Two measurement bases are asymptotically informationally complete for any pure state tomography (2501.17061v1)

Abstract: One of the fundamental questions in quantum information theory is to find how many measurement bases are required to obtain the full information of a quantum state. While a minimum of four measurement bases is typically required to determine an arbitrary pure state, we prove that for any states generated by finite-depth Clifford + T circuits, just two measurement bases are sufficient. More generally, we prove that two measurement bases are informationally complete for determining algebraic pure states whose state-vector elements represented in the computational basis are algebraic numbers.
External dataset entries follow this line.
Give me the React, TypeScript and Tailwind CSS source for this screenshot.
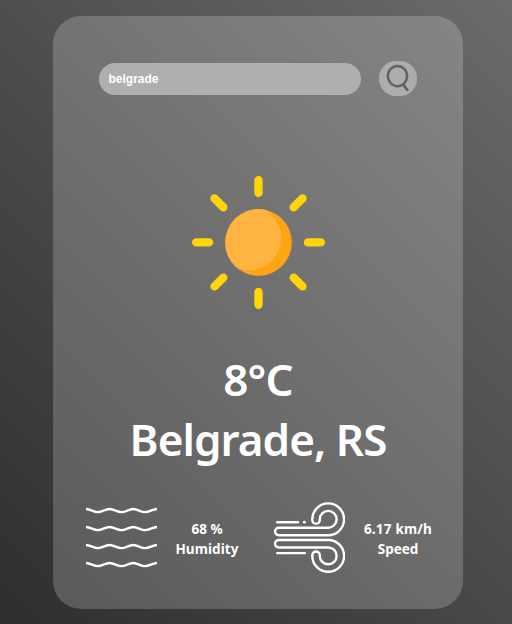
import React from "react";

function SearchIcon() {
  return (
    <svg width="38" height="35" viewBox="379 61 38 35" fill="none" stroke="#626262">
      <ellipse cx="397.5" cy="76.1" rx="9.6" ry="10.1" strokeWidth="2.5" />
      <path d="M403 84.4 L407.9 90.8" strokeWidth="2.7" />
    </svg>
  );
}

function SunIcon() {
  return (
    <svg width="134" height="134" viewBox="191.5 175.5 134 134" className="block">
      <defs>
        <clipPath id="disc">
          <circle cx="258.5" cy="242.5" r="33.3" />
        </clipPath>
      </defs>
      <g transform="translate(0.5 0.4)">
        <circle cx="258.5" cy="242.5" r="33.3" fill="#ffa514" />
        <circle cx="248.5" cy="237.8" r="32.6" fill="#ffb341" clipPath="url(#disc)" />
        <path
          d="M258.5 180.2V193M258.5 292.1V304.9M196.2 242.5H209M308 242.5H320.8M214.5 198.5L223.3 207.3M302.5 198.5L293.7 207.3M214.5 286.5L223.3 277.7M302.5 286.5L293.7 277.7"
          stroke="#ffd507"
          strokeWidth="8.4"
          strokeLinecap="round"
        />
      </g>
    </svg>
  );
}

function WavesIcon() {
  return (
    <svg width="71" height="72" viewBox="0 0 71 72" fill="none" stroke="#fff" strokeWidth="2.3">
      {[7, 25, 43, 61].map((y) => (
        <path
          key={y}
          d="M0 0C4.5 0 7.5 3.2 11.8 3.2S19 0 23.6 0S31 3.2 35.4 3.2S42.8 0 47.2 0S54.6 3.2 59 3.2S66.5 0 71 0"
          transform={`translate(0 ${y})`}
        />
      ))}
    </svg>
  );
}

function WindIcon() {
  return (
    <svg
      width="72"
      height="72"
      viewBox="273 502.1 72 72"
      fill="none"
      stroke="#fff"
      strokeWidth="2.4"
      strokeLinecap="round"
    >
      <path d="M277.2 522.3H298" />
      <path d="M304.3 522.3H304.5" strokeWidth="2.8" />
      <path d="M277.2 553.2H305" />
      <path d="M278.8 527.8H328.2A8.4 8.4 0 1 0 319.8 519.4V520A3.75 3.75 0 0 1 312.3 520V519.4A15.9 15.9 0 1 1 328.2 535.3H278.8A3.75 3.75 0 0 1 278.8 527.8Z" />
      <path d="M278.8 547.6H328.2A8.4 8.4 0 1 1 319.8 556V555.4A3.75 3.75 0 0 0 312.3 555.4V556A15.9 15.9 0 1 0 328.2 540.1H278.8A3.75 3.75 0 0 0 278.8 547.6Z" />
    </svg>
  );
}

export default function App() {
  return (
    <main className="h-[624px] w-[512px] overflow-hidden bg-linear-45 from-[#2e2e2e] to-[#6b6b6b] pt-4 pl-[53px] font-['Noto_Sans','Open_Sans',sans-serif] text-white">
      <section className="flex h-[593px] w-[410px] flex-col items-center rounded-[28px] bg-white/20">
        <div className="mt-[45px] flex h-[35px] w-full items-center gap-[18px] pl-[46px]">
          <input
            defaultValue="belgrade"
            className="h-8 w-[262px] rounded-full bg-[#afafaf] px-[9.5px] font-['Liberation_Sans',Arial,sans-serif] text-[12px] font-bold outline-none"
          />
          <button className="h-[35px] w-[38px] rounded-[17px] bg-[#adadad]">
            <SearchIcon />
          </button>
        </div>
        <div className="mt-[79px] h-[134px]">
          <SunIcon />
        </div>
        <div className="mt-10 text-center text-[44px] leading-[60px] font-semibold whitespace-nowrap">
          <h1 className="tracking-[-0.8px]">8°C</h1>
          <h2 className="tracking-[-0.95px]">Belgrade, RS</h2>
        </div>
        <div className="mt-[32.5px] flex w-full items-center pl-[33px] text-center text-[13.5px] leading-5 font-bold whitespace-nowrap">
          <WavesIcon />
          <div className="ml-[10px] w-20 pt-0.5">
            <p>68 %</p>
            <p className="tracking-[0.1px]">Humidity</p>
          </div>
          <div className="ml-[26px]">
            <WindIcon />
          </div>
          <div className="ml-[13px] w-20 pt-0.5">
            <p className="tracking-[0.2px]">6.17 km/h</p>
            <p>Speed</p>
          </div>
        </div>
      </section>
    </main>
  );
}
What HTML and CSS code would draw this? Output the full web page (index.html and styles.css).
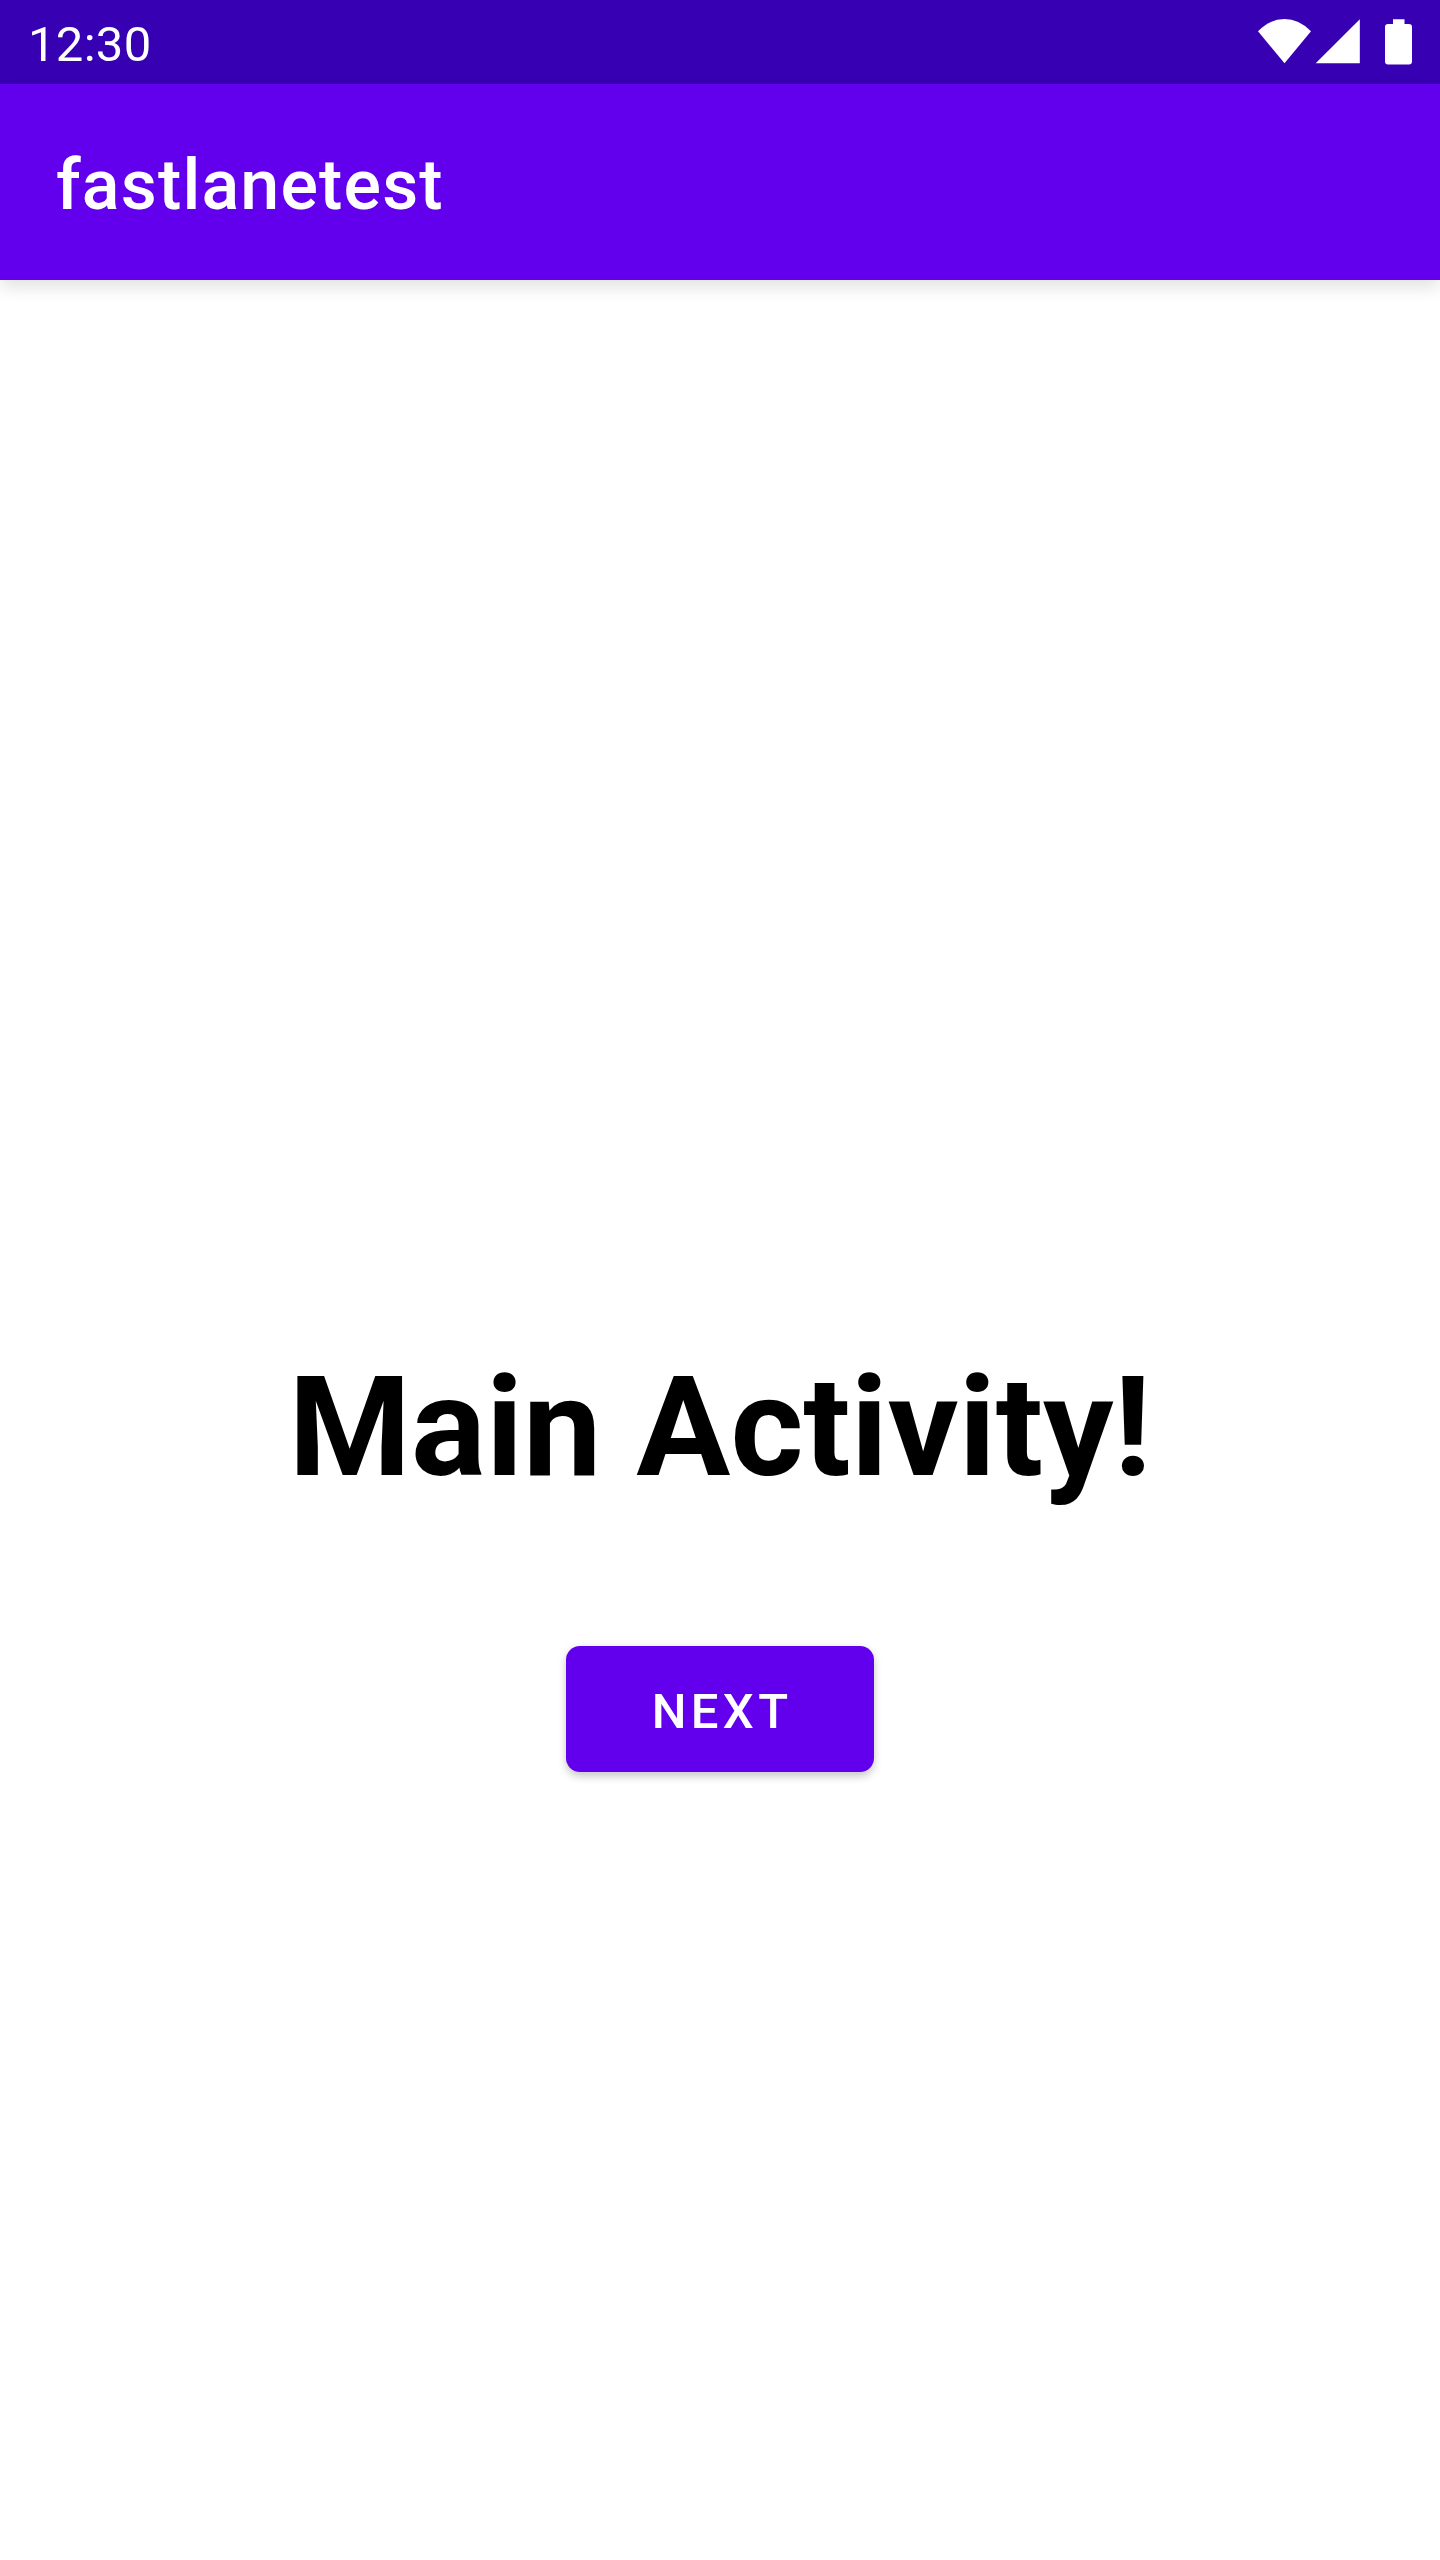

Since any pure state can be asymptotically approximated by a sequence of algebraic states with arbitrarily high precision, our scheme is referred to as asymptotically informationally complete for pure state tomography. Furthermore, existing works mostly construct the measurements using entangled bases. So far, the best result requires $O(n)$ local measurement bases for $n$-qubit pure-state tomography. Here, we show that two measurement bases that involve polynomial elementary gates are sufficient for uniquely determining sparse algebraic states. Moreover, we prove that two local measurement bases, involving single-qubit local operations only, are informationally complete for certain algebraic states, such as GHZ-like and W-like states. Besides, our two-measurement-bases scheme remains valid for mixed states with certain types of noises. We numerically test the uniqueness of the reconstructed states under two (local) measurement bases with and without measurement and depolarising types of noise. Our scheme provides a theoretical guarantee for pure state tomography in the fault-tolerant quantum computing regime.